Ziyu Ren is a Ph.D. student in the Physical Intelligence Department at the Max Planck Institute for Intelligent Systems in Stuttgart. Ziyu received his BSc and MSc degrees in mechanical engineering from Beihang University, China in 2014 and 2017. In his Ph.D. he focuses on developing magnetic soft millirobots.
Prof. Dr. Metin Sitti has been the Director of the Physical Intelligence Department at the Max Planck Institute for Intelligent Systems in Stuttgart, Germany since 2014. As his current ancillary academic positions, he is a professor at ETH Zurich, Switzerland, professor at Koç University, Turkey, and an honorary professor at the University of Stuttgart, Germany. He was a professor in the Department of Mechanical Engineering and Robotics Institute at Carnegie Mellon University, Pittsburgh, USA (2002-2014), and a research scientist at the University of California at Berkeley, USA (1999-2002). He received the BSc (1992) and MSc (1994) degrees in electrical and electronics engineering and physics from Boğaziçi University, Turkey, and the Ph.D. degree (1999) in electrical engineering from the University of Tokyo, Japan.

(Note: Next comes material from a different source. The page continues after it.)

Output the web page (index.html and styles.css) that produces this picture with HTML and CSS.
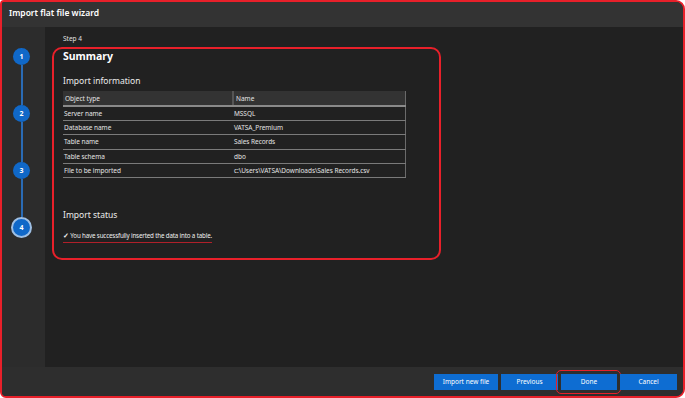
FILE: index.html
```html
<!DOCTYPE html>
<html lang="en">
<head>
    <meta charset="UTF-8">
    <title>Import flat file wizard</title>
    <link rel="stylesheet" href="styles.css">
</head>
<body>
    <div class="window">
        <div class="titlebar">Import flat file wizard</div>

        <div class="wizard">
            <div class="steps">
                <div class="step">1</div>
                <div class="link"></div>
                <div class="step">2</div>
                <div class="link"></div>
                <div class="step">3</div>
                <div class="link short"></div>
                <div class="step current">4</div>
            </div>

            <div class="content">
                <div class="step-label">Step 4</div>
                <div class="summary">
                    <h1 class="summary-title">Summary</h1>
                    <h2 class="section-title">Import information</h2>
                    <table class="info-table">
                        <tr><th>Object type</th><th>Name</th></tr>
                        <tr><td>Server name</td><td>MSSQL</td></tr>
                        <tr><td>Database name</td><td>VATSA_Premium</td></tr>
                        <tr><td>Table name</td><td>Sales Records</td></tr>
                        <tr><td>Table schema</td><td>dbo</td></tr>
                        <tr><td>File to be imported</td><td>c:\Users\VATSA\Downloads\Sales Records.csv</td></tr>
                    </table>
                    <h2 class="section-title status-title">Import status</h2>
                    <p class="status-text"><span class="tick">✓</span> You have successfully inserted the data into a table.</p>
                </div>
            </div>
        </div>

        <div class="footer">
            <button class="btn wide">Import new file</button>
            <button class="btn">Previous</button>
            <button class="btn marked">Done</button>
            <button class="btn">Cancel</button>
        </div>
    </div>
</body>
</html>
```

FILE: styles.css
```css
* {
    margin: 0;
    padding: 0;
    box-sizing: border-box;
}

body {
    font-family: 'Noto Sans', 'Open Sans', sans-serif;
    background-color: #ffffff;
    color: #e8e8e8;
    width: 685px;
    height: 398px;
    overflow: hidden;
}

.window {
    width: 685px;
    height: 398px;
    border: 2px solid #e8202a;
    border-radius: 4px 9px 9px 6px;
    background-color: #2c2c2c;
    display: flex;
    flex-direction: column;
    overflow: hidden;
}

.titlebar {
    height: 25px;
    background-color: #333333;
    font-size: 8.5px;
    font-weight: 600;
    color: #ffffff;
    padding: 5px 0 0 7px;
    flex-shrink: 0;
}

.wizard {
    flex: 1;
    display: flex;
}

.steps {
    width: 43px;
    flex-shrink: 0;
    display: flex;
    flex-direction: column;
    align-items: center;
    padding-top: 21px;
    padding-right: 4px;
}

.step {
    width: 17px;
    height: 17px;
    border-radius: 50%;
    background-color: #1068c8;
    color: #ffffff;
    font-size: 7px;
    font-weight: 700;
    display: flex;
    align-items: center;
    justify-content: center;
}

.step.current {
    width: 21px;
    height: 21px;
    border: 2px solid #9ebfe4;
}

.link {
    width: 2px;
    height: 40px;
    background-color: #2a6bb5;
}

.link.short {
    height: 38px;
}

.content {
    flex: 1;
    background-color: #212121;
    padding: 7px 0 0 7px;
}

.step-label {
    font-size: 6.5px;
    padding-left: 11px;
    height: 13px;
    color: #e0e0e0;
}

.summary {
    width: 389px;
    height: 213px;
    border: 2px solid #e8202a;
    border-radius: 10px;
    padding: 0 0 0 9px;
}

.summary-title {
    font-size: 10.5px;
    font-weight: 700;
    line-height: 14px;
    color: #ffffff;
}

.section-title {
    font-size: 8.5px;
    font-weight: 400;
    margin-top: 12px;
    line-height: 12px;
    color: #ececec;
}

.info-table {
    margin-top: 4px;
    width: 343px;
    border-collapse: collapse;
    font-size: 6.5px;
    color: #e4e4e4;
}

.info-table th {
    background-color: #333333;
    border-bottom: 2px solid #8a8a8a;
    border-right: 1px solid #6a6a6a;
    font-weight: 400;
    text-align: left;
    height: 15px;
    padding: 0 2px;
}

.info-table th:first-child {
    width: 170px;
    border-right: 2px solid #555555;
}

.info-table td {
    border-bottom: 1px solid #7a7a7a;
    border-right: 1px solid #6a6a6a;
    height: 14.4px;
    padding: 0 1px;
    letter-spacing: -0.05px;
}

.info-table td:first-child {
    border-right: none;
}

.status-title {
    margin-top: 31px;
}

.status-text {
    display: inline-block;
    margin-top: 8px;
    font-size: 6.2px;
    letter-spacing: -0.15px;
    padding-bottom: 2px;
    border-bottom: 1.5px solid #b0202a;
    color: #f0f0f0;
}

.tick {
    font-weight: 700;
    font-size: 7px;
}

.footer {
    height: 29px;
    flex-shrink: 0;
    background-color: #2e2e2e;
    display: flex;
    justify-content: flex-end;
    align-items: center;
    gap: 3px;
    padding-right: 6px;
}

.btn {
    position: relative;
    width: 57px;
    height: 16px;
    border: none;
    background-color: #0e6dd2;
    color: #ffffff;
    font-family: inherit;
    font-size: 6.5px;
}

.btn.wide {
    width: 64px;
}

.btn.marked {
    width: 56px;
}

.btn.marked::after {
    content: "";
    position: absolute;
    top: -4px;
    bottom: -4px;
    left: -5px;
    right: -4px;
    border: 1.5px solid #e8202a;
    border-radius: 5px;
}
```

Sitti and his team aim to understand the principles of design, locomotion, perception, learning, and control of small-scale mobile robots made of smart and soft materials. The intelligence of such robots mainly comes from their physical design, material, adaptation, and self-organization more than from their computational intelligence. Such physical intelligence methods are essential for small-scale milli- and micro-robots especially due to their inherently limited on-board computation, actuation, powering, perception, and control capabilities. Sitti envisions his novel small-scale robotic systems to be applied in healthcare, bioengineering, manufacturing, or environmental monitoring to name a few.